Functions always take the form <name>(<parameters>), including parens. Functions can have an empty list of parameters, like <name>(), but still must have parens.

If the expression contains something that looks like it ought to be a function (such as foo()), but no such function was given to it, it will error on parsing.

Functions must be of type map[string]govaluate.ExpressionFunction. ExpressionFunction, for brevity, has the following signature:

func(args ...interface{}) (interface{}, error)

Where args is whatever is passed to the function when called. If a non-nil error is returned from a function during evaluation, the evaluation stops and ultimately returns that error to the caller of Evaluate() or Eval().

Built-in functions

There aren't any builtin functions. The author is opposed to maintaining a standard library of functions to be used.

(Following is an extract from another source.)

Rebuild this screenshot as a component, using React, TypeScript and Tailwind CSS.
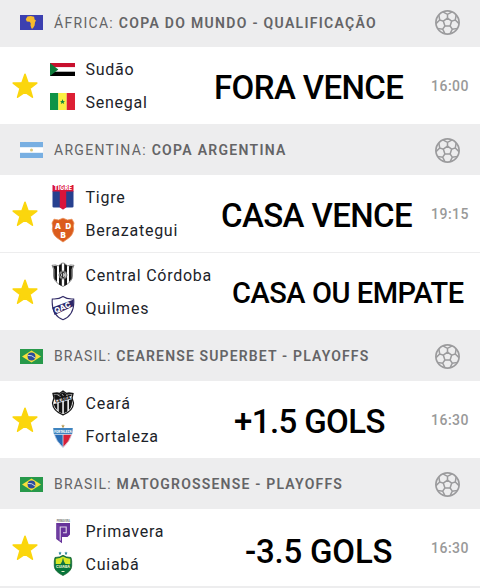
import { ReactNode } from "react"

interface Team {
    name: string;
    badge: ReactNode;
}

interface Match {
    home: Team;
    away: Team;
    tip: string;
    tipClass: string;
    time?: string;
}

interface League {
    country: string;
    name: string;
    flag: ReactNode;
    nameClass: string;
    className: string;
    matches: Match[];
}

const textFont = "font-['Roboto','Liberation_Sans',sans-serif]";

function Star() {
    return (
        <svg width="26" height="26" viewBox="0 0 26 26" fill="#fbd60d" stroke="#fbd60d" strokeWidth="1.6" strokeLinejoin="round">
            <path d="M13 1.3 16 9.7 24.8 10 17.9 15.4 20.4 24.2 13 19.1 5.6 24.2 8.1 15.4 1.2 10 10 9.7Z" />
        </svg>
    );
}

function Ball() {
    return (
        <svg width="25" height="25" viewBox="-12.5 -12.5 25 25" fill="none" stroke="#9b9b9d" strokeWidth="1.5" strokeLinejoin="round">
            <circle r="11.6" strokeWidth="1.7" />
            <path d="M0-4.4 4.2-1.4 2.6 3.6H-2.6L-4.2-1.4Z" />
            {[0, 72, 144, 216, 288].map((angle) => (
                <path key={angle} transform={`rotate(${angle})`} d="M0-4.4V-8.2M-4.6-10.6 0-8.2 4.6-10.6" />
            ))}
        </svg>
    );
}

function AfricaFlag() {
    return (
        <svg width="23" height="15" viewBox="0 0 23 15">
            <path fill="#3c40b0" d="M0 0h23v15H0z" />
            <path fill="#f8bb2c" d="M7.4 1.6 10.8.9 14.1 1.8 14.6 4.4 16 5.4 15 7.2 14.6 10.4 12.8 13.4 11.5 13.6 10.5 10.5 10.7 8.2 9.7 6.8 6.8 6.4 5.8 4.2Z" />
        </svg>
    );
}

function ArgentinaFlag() {
    return (
        <svg width="23" height="16" viewBox="0 0 23 16">
            <path fill="#78afe2" d="M0 0h23v16H0z" />
            <path fill="#fff" d="M0 5.2h23v5.6H0z" />
            <circle cx="11.5" cy="8" r="1.5" fill="#dcc678" />
        </svg>
    );
}

function BrazilFlag() {
    return (
        <svg width="23" height="15" viewBox="0 0 23 15">
            <path fill="#27994a" d="M0 0h23v15H0z" />
            <path fill="#f7e03c" d="M11.5 1.6 21 7.5 11.5 13.4 2 7.5Z" />
            <circle cx="11.5" cy="7.5" r="3.9" fill="#2c4c9c" />
            <path d="M8 6.4q4-.5 7 2.6" stroke="#dfe8ee" strokeWidth=".9" fill="none" />
        </svg>
    );
}

function SudanFlag() {
    return (
        <svg width="25" height="13" viewBox="0 0 25 13">
            <path fill="#c8102e" d="M0 0h25v4.3H0z" />
            <path fill="#fff" d="M0 4.3h25v4.4H0z" />
            <path d="M0 8.7h25V13H0z" />
            <path fill="#0d7a3a" d="M0 0 8.3 6.5 0 13Z" />
        </svg>
    );
}

function SenegalFlag() {
    return (
        <svg width="25" height="17" viewBox="0 0 25 17">
            <path fill="#0f9347" d="M0 0h8.4v17H0z" />
            <path fill="#fbf042" d="M8.3 0h8.4v17H8.3z" />
            <path fill="#dd2034" d="M16.7 0H25v17h-8.3z" />
            <path fill="#178a3c" d="m12.5 6 .7 1.9h2l-1.6 1.2.6 2-1.7-1.2-1.7 1.2.6-2-1.6-1.2h2Z" />
        </svg>
    );
}

function TigreBadge() {
    return (
        <svg width="24" height="26" viewBox="0 0 24 26">
            <path fill="#27408f" d="M1.5 7h21v15.5q0 1-1.3 1h-7L12 25.6 9.8 23.5h-7q-1.3 0-1.3-1Z" />
            <path fill="#d9143a" d="M1.5 1h21v6.5h-21zM8.8 7h6.4v16.5L12 25.6l-3.2-2.1z" />
            <text x="12" y="6.3" fontSize="5.6" fontWeight="900" fontFamily="Inter" textAnchor="middle" textLength="18" fill="#fff">TIGRE</text>
        </svg>
    );
}

function BerazateguiBadge() {
    return (
        <svg width="24" height="26" viewBox="0 0 24 26">
            <path d="M3 2.2 7.5 3 12 1.2 16.5 3 21 2.2 23 6q-1.3 3-.3 6.3-.8 6-5.7 9.2L12 25l-5-3.5Q2 18.3 1.3 12.3 2.3 9 1 6Z" fill="#db5c1d" stroke="#e88b52" strokeWidth=".8" />
            <g fontSize="7.8" fontWeight="900" fontFamily="Inter" textAnchor="middle" fill="#fff">
                <text x="6.9" y="12">A</text>
                <text x="17.4" y="12">D</text>
                <text x="12.2" y="20.5">B</text>
            </g>
        </svg>
    );
}

function CentralBadge() {
    return (
        <svg width="24" height="26" viewBox="0 0 24 26">
            <path d="M1 3.3 4.5 3 7.5 4 10 1.5 12 1 14 1.5 16.5 4 19.5 3 23 3.3 21.5 7V14Q21.5 20 12 24.5 2.5 20 2.5 14V7Z" fill="#fff" stroke="#555" strokeWidth=".7" />
            <path fill="#151515" d="M2 4.3 4.7 3.7 6 4.2V20L3.3 16.5V7ZM8 3.5l2.8-1.8V24L8 22.6ZM13.2 1.7 16 3.5v19.1L13.2 24ZM18 4.2l1.3-.5 2.7.6-1.3 2.7v9.5L18 20Z" />
            <circle cx="12" cy="13" r="4" fill="#bbb" stroke="#555" strokeWidth=".8" />
            <path d="M13.9 11.2a2.6 2.6 0 1 0 0 3.6M11.5 11v4" stroke="#333" fill="none" />
        </svg>
    );
}

function QuilmesBadge() {
    return (
        <svg width="24" height="26" viewBox="0 0 24 26">
            <path d="M1.3 4Q8 4.5 12 1.5 16 4.5 22.7 4 24 20 12 24.7 0 20 1.3 4Z" fill="#fff" stroke="#332d68" strokeWidth="1.1" />
            <path fill="#2e286a" d="M1.2 12.5 22.7 4.5 22.3 11.3 3.6 20Z" />
            <text transform="translate(12.4 15) rotate(-24)" fontSize="7.4" fontWeight="800" fontFamily="Inter" textAnchor="middle" textLength="17" fill="#fff">QAC</text>
        </svg>
    );
}

function CearaBadge() {
    return (
        <svg width="24" height="26" viewBox="0 0 24 26">
            <path d="M2 3.5 6 3 8.5 3.5 12 1 15.5 3.5 18 3 22 3.5 21 8 22.5 13Q22 21 12 24.8 2 21 1.5 13L3 8Z" fill="#fff" stroke="#171717" strokeWidth="1.3" />
            <path fill="#151515" d="M3 4.5 8.5 4.2 12 2 15.5 4.2 21 4.5 20.2 6 3.8 10ZM2.8 14 6.3 13.2V20.3Q3 17 2.8 14ZM7.7 12.7l3.6-.8V23.4l-3.6-1.7ZM12.8 11.4l3.6-.8v11L12.8 23.3ZM17.9 10.1l3-.8Q22 16 17.9 20.3Z" />
            <path d="m6.5 5 3 1.5M11 4l1.5 2M15 5l2 1" stroke="#ddd" strokeWidth=".7" />
            <text transform="translate(12.2 11) rotate(-14)" fontSize="4.7" fontWeight="900" fontFamily="Inter" textAnchor="middle" textLength="16" fill="#222">CEARÁ</text>
        </svg>
    );
}

function FortalezaBadge() {
    return (
        <svg className="overflow-visible" width="24" height="26" viewBox="0 0 24 26">
            <path fill="#b99b55" d="m12 1.2.6 1.2 1.3.2-1 .9.2 1.3-1.1-.6-1.1.6.2-1.3-1-.9 1.3-.2Z" />
            <path fill="#276bb4" d="M3 10h9v14.5Q4.5 18 3 10Z" />
            <path fill="#d71f38" d="M12 10h9q-1.5 8-9 14.5Z" />
            <path d="M3.300 11.500H20.700Q19 18 12 24.500 5 18 3.300 11.500ZM12 10v14.500" fill="none" stroke="#cfdcec" strokeWidth=".8" />
            <path fill="#3f84bf" d="M2.2 5H21.8L21.2 11H2.8Z" />
            <text x="12" y="9.5" fontSize="4" fontWeight="800" fontFamily="Inter" textAnchor="middle" textLength="17.5" lengthAdjust="spacingAndGlyphs" fill="#fff">FORTALEZA</text>
        </svg>
    );
}

function PrimaveraBadge() {
    return (
        <svg className="overflow-visible" width="24" height="26" viewBox="0 0 24 26">
            <text x="12.3" y="3.8" fontSize="3.6" fontWeight="700" fontFamily="Inter" textAnchor="middle" textLength="13" lengthAdjust="spacingAndGlyphs" fill="#777">PRIMAVERA</text>
            <path fill="#66329a" d="M5.2 5H19V16.5L16.5 19H11v6.3L5.2 21Z" />
            <path d="M7 6.800V20.500" fill="none" stroke="#8558b3" strokeWidth=".6" />
            <path d="M9.2 22.500V9h6v5.8h-3.200" fill="none" stroke="#e2d6ec" strokeWidth="1.1" />
        </svg>
    );
}

function CuiabaBadge() {
    return (
        <svg className="overflow-visible" width="24" height="26" viewBox="0 0 24 26">
            <path fill="#27839a" d="m9 .6.5 1 1.1.2-.8.8.2 1.1-1-.5-1 .5.2-1.1-.8-.8 1.1-.2ZM15 .6l.5 1 1.1.2-.8.8.2 1.1-1-.5-1 .5.2-1.1-.8-.8 1.1-.2Z" />
            <path d="M4 6.5Q9 6.5 12 4.3 15 6.5 20 6.5L20.7 10V15Q20.5 20.5 12 24.5 3.5 20.5 3.3 15V10Z" fill="#07753b" stroke="#17652f" strokeWidth=".8" />
            <path fill="#d8e826" d="M4.7 7.8Q9 7.5 12 5.5 15 7.5 19.3 7.8V13H4.7Z" />
            <path fill="#167443" d="m12 6.5 1 4 1.5 2.5h-5l1.5-2.5Z" />
            <text x="12" y="16.7" fontSize="3.8" fontWeight="800" fontFamily="Inter" textAnchor="middle" textLength="14" lengthAdjust="spacingAndGlyphs" fill="#e0eec6">CUIABÁ</text>
            <path d="M10.5 20.5h3" stroke="#e5efc5" />
        </svg>
    );
}

const leagues: League[] = [
    {
        country: "ÁFRICA",
        name: "COPA DO MUNDO - QUALIFICAÇÃO",
        flag: <AfricaFlag />,
        nameClass: "tracking-[1.3px]",
        className: "h-[47px] pb-[2px]",
        matches: [
            {
                home: { name: "Sudão", badge: <SudanFlag /> },
                away: { name: "Senegal", badge: <SenegalFlag /> },
                tip: "FORA VENCE",
                tipClass: "pl-[214px] pt-[4px] text-[33px] tracking-[-0.6px]",
                time: "16:00",
            },
        ],
    },
    {
        country: "ARGENTINA",
        name: "COPA ARGENTINA",
        flag: <ArgentinaFlag />,
        nameClass: "tracking-[1.3px]",
        className: "h-[50px]",
        matches: [
            {
                home: { name: "Tigre", badge: <TigreBadge /> },
                away: { name: "Berazategui", badge: <BerazateguiBadge /> },
                tip: "CASA VENCE",
                tipClass: "pl-[221px] pt-[5px] text-[33px] tracking-[-0.6px]",
                time: "19:15",
            },
            {
                home: { name: "Central Córdoba", badge: <CentralBadge /> },
                away: { name: "Quilmes", badge: <QuilmesBadge /> },
                tip: "CASA OU EMPATE",
                tipClass: "pl-[232px] pt-[5px] text-[29px] tracking-[-0.45px]",
            },
        ],
    },
    {
        country: "BRASIL",
        name: "CEARENSE SUPERBET - PLAYOFFS",
        flag: <BrazilFlag />,
        nameClass: "tracking-[1.15px]",
        className: "h-[50px]",
        matches: [
            {
                home: { name: "Ceará", badge: <CearaBadge /> },
                away: { name: "Fortaleza", badge: <FortalezaBadge /> },
                tip: "+1.5 GOLS",
                tipClass: "pl-[234px] pt-[5px] text-[33px] tracking-[-0.6px]",
                time: "16:30",
            },
        ],
    },
    {
        country: "BRASIL",
        name: "MATOGROSSENSE - PLAYOFFS",
        flag: <BrazilFlag />,
        nameClass: "tracking-[1.2px]",
        className: "h-[50px]",
        matches: [
            {
                home: { name: "Primavera", badge: <PrimaveraBadge /> },
                away: { name: "Cuiabá", badge: <CuiabaBadge /> },
                tip: "-3.5 GOLS",
                tipClass: "pl-[245px] pt-[8px] text-[33px] tracking-[-0.2px]",
                time: "16:30",
            },
        ],
    },
];

function TeamLine({ team }: { team: Team }) {
    return (
        <div className="flex h-[32.5px] items-center">
            <span className="flex w-[25px] justify-center">{team.badge}</span>
            <span className="ml-[10.5px] whitespace-nowrap pt-[2px] text-base tracking-[0.75px] text-[#1c2329]">{team.name}</span>
        </div>
    );
}

function MatchRow({ match }: { match: Match }) {
    return (
        <div className="grid h-[78px] grid-cols-1 border-b border-[#ededee] bg-white">
            <div className="col-start-1 row-start-1 flex items-center pl-3">
                <Star />
                <div className="ml-3">
                    <TeamLine team={match.home} />
                    <TeamLine team={match.away} />
                </div>
                {match.time && (
                    <span className="ml-auto pr-[11px] text-sm font-medium tracking-[0.5px] text-[#999]">{match.time}</span>
                )}
            </div>
            {/* tip is written over the row */}
            <div className={`col-start-1 row-start-1 flex items-center whitespace-nowrap font-medium text-black ${match.tipClass}`}>
                {match.tip}
            </div>
        </div>
    );
}

function LeagueHeader({ league }: { league: League }) {
    return (
        <div className={`flex items-center bg-[#ededee] pl-5 pr-5 text-sm text-[#646466] ${league.className}`}>
            {league.flag}
            <span className={`ml-[11px] whitespace-nowrap ${league.nameClass}`}>
                {league.country}: <b className="font-semibold">{league.name}</b>
            </span>
            <span className="ml-auto">
                <Ball />
            </span>
        </div>
    );
}

export default function App() {
    return (
        <main className={`h-[588px] w-[480px] overflow-hidden bg-[#ededee] ${textFont}`}>
            {leagues.map((league) => (
                <section key={league.name}>
                    <LeagueHeader league={league} />
                    {league.matches.map((match) => (
                        <MatchRow key={match.home.name} match={match} />
                    ))}
                </section>
            ))}
        </main>
    );
}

Every use case of this library is different, and even in simple use cases (such as parameters, see above) different users need different behavior, naming, or even functionality. The author prefers that users make their own decisions about what functions they need, and how they operate.


The == and != operators involve a moderately complex workflow. They use reflect.DeepEqual. This is for complicated reasons, but there are some types in Go that cannot be compared with the native == operator. Arrays, in particular, cannot be compared - Go will panic if you try. One might assume this could be handled with the type checking system in govaluate, but unfortunately without reflection there is no way to know if a variable is a slice/array. Worse, structs can be incomparable if they contain incomparable types.

It's all very complicated. Fortunately, Go includes the reflect.DeepEqual function to handle all the edge cases. Currently, govaluate uses that for all equality/inequality.